The infrastructure law authorized $1 billion in funding from FY 2021–2026. NRDC would like to see this program funded at its BIL-authorized level of $102 million for FY 2025.
RAISE Discretionary Grants: The BIL set aside $1.5 billion annually for the Rebuilding American Infrastructure with Sustainability and Equity (RAISE) Discretionary Grant program through FY 2026. This pot of money has been known in the past as the Better Utilizing Investments to Leverage Development and Transportation Investment Generating Economic Recovery Discretionary Grants and is directed toward passenger and freight surface transportation projects that have significant regional or local impact on equity, climate benefits, and wealth creation, among other criteria. RAISE grants, therefore, are an important source of funding for efforts to create clean, accessible, and equitable transportation systems.

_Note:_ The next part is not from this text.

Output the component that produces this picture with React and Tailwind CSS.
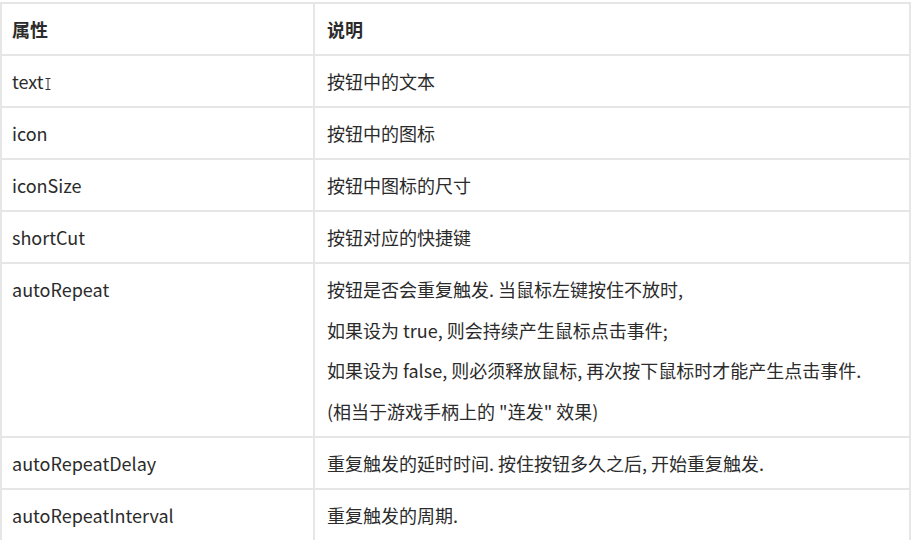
import React from 'react';

const rows = [
  { name: 'text', desc: ['按钮中的文本'], cursor: true },
  { name: 'icon', desc: ['按钮中的图标'] },
  { name: 'iconSize', desc: ['按钮中图标的尺寸'] },
  { name: 'shortCut', desc: ['按钮对应的快捷键'] },
  {
    name: 'autoRepeat',
    desc: [
      '按钮是否会重复触发. 当鼠标左键按住不放时,',
      '如果设为 true, 则会持续产生鼠标点击事件;',
      '如果设为 false, 则必须释放鼠标, 再次按下鼠标时才能产生点击事件.',
      '(相当于游戏手柄上的 "连发" 效果)',
    ],
  },
  { name: 'autoRepeatDelay', desc: ['重复触发的延时时间. 按住按钮多久之后, 开始重复触发.'] },
  { name: 'autoRepeatInterval', desc: ['重复触发的周期.'] },
];

function Cursor() {
  return (
    <svg width="6" height="12" viewBox="0 0 6 12" className="inline-block ml-[1px] align-[-1px]">
      <path d="M0.5 0.5h5M3 0.5v11M0.5 11.5h5" stroke="#333" strokeWidth="1" fill="none" />
    </svg>
  );
}

export default function App() {
  return (
    <div className="bg-white w-[918px] h-[540px] overflow-hidden pt-[2px]" style={{ fontFamily: '"Noto Sans CJK SC", "Noto Sans", sans-serif' }}>
      <table className="w-[911px] border-collapse text-[18px] leading-[26px] text-[#2b2b2b]">
        <thead>
          <tr>
            <th className="w-[313px] border-2 border-[#e6e6e6] px-[10px] py-[12px] text-left font-bold">属性</th>
            <th className="border-2 border-[#e6e6e6] px-[12px] py-[12px] text-left font-bold">说明</th>
          </tr>
        </thead>
        <tbody>
          {rows.map((r) => (
            <tr key={r.name}>
              <td className="border-2 border-[#e6e6e6] px-[10px] py-[12px] align-top">
                {r.name}
                {r.cursor && <Cursor />}
              </td>
              <td className="border-2 border-[#e6e6e6] px-[12px] py-[12px] align-top">
                <div className="flex flex-col gap-[14.67px]">
                  {r.desc.map((d) => (
                    <p key={d}>{d}</p>
                  ))}
                </div>
              </td>
            </tr>
          ))}
        </tbody>
      </table>
    </div>
  );
}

In addition to capital projects, these grants can cover a wide array of planning efforts, including equity planning and feasibility studies, as well as the creation of comprehensive master plans. NRDC supports funding this program at its BIL levels.
As Congress starts negotiations on FY 2025 appropriations, the call for climate-friendly and equity-focused initiatives grows ever more urgent. Prioritizing wasteful and ineffective highway expansions over cleaner, fairer transportation options has worsened emissions, congestion, and systemic inequalities. The Bipartisan Infrastructure Law presents an opportunity to shift this trajectory, with programs like the Capital Investment Grants Program, the Thriving Communities Program, the Reconnecting Communities Pilot, and RAISE Discretionary Grants paving the way for change.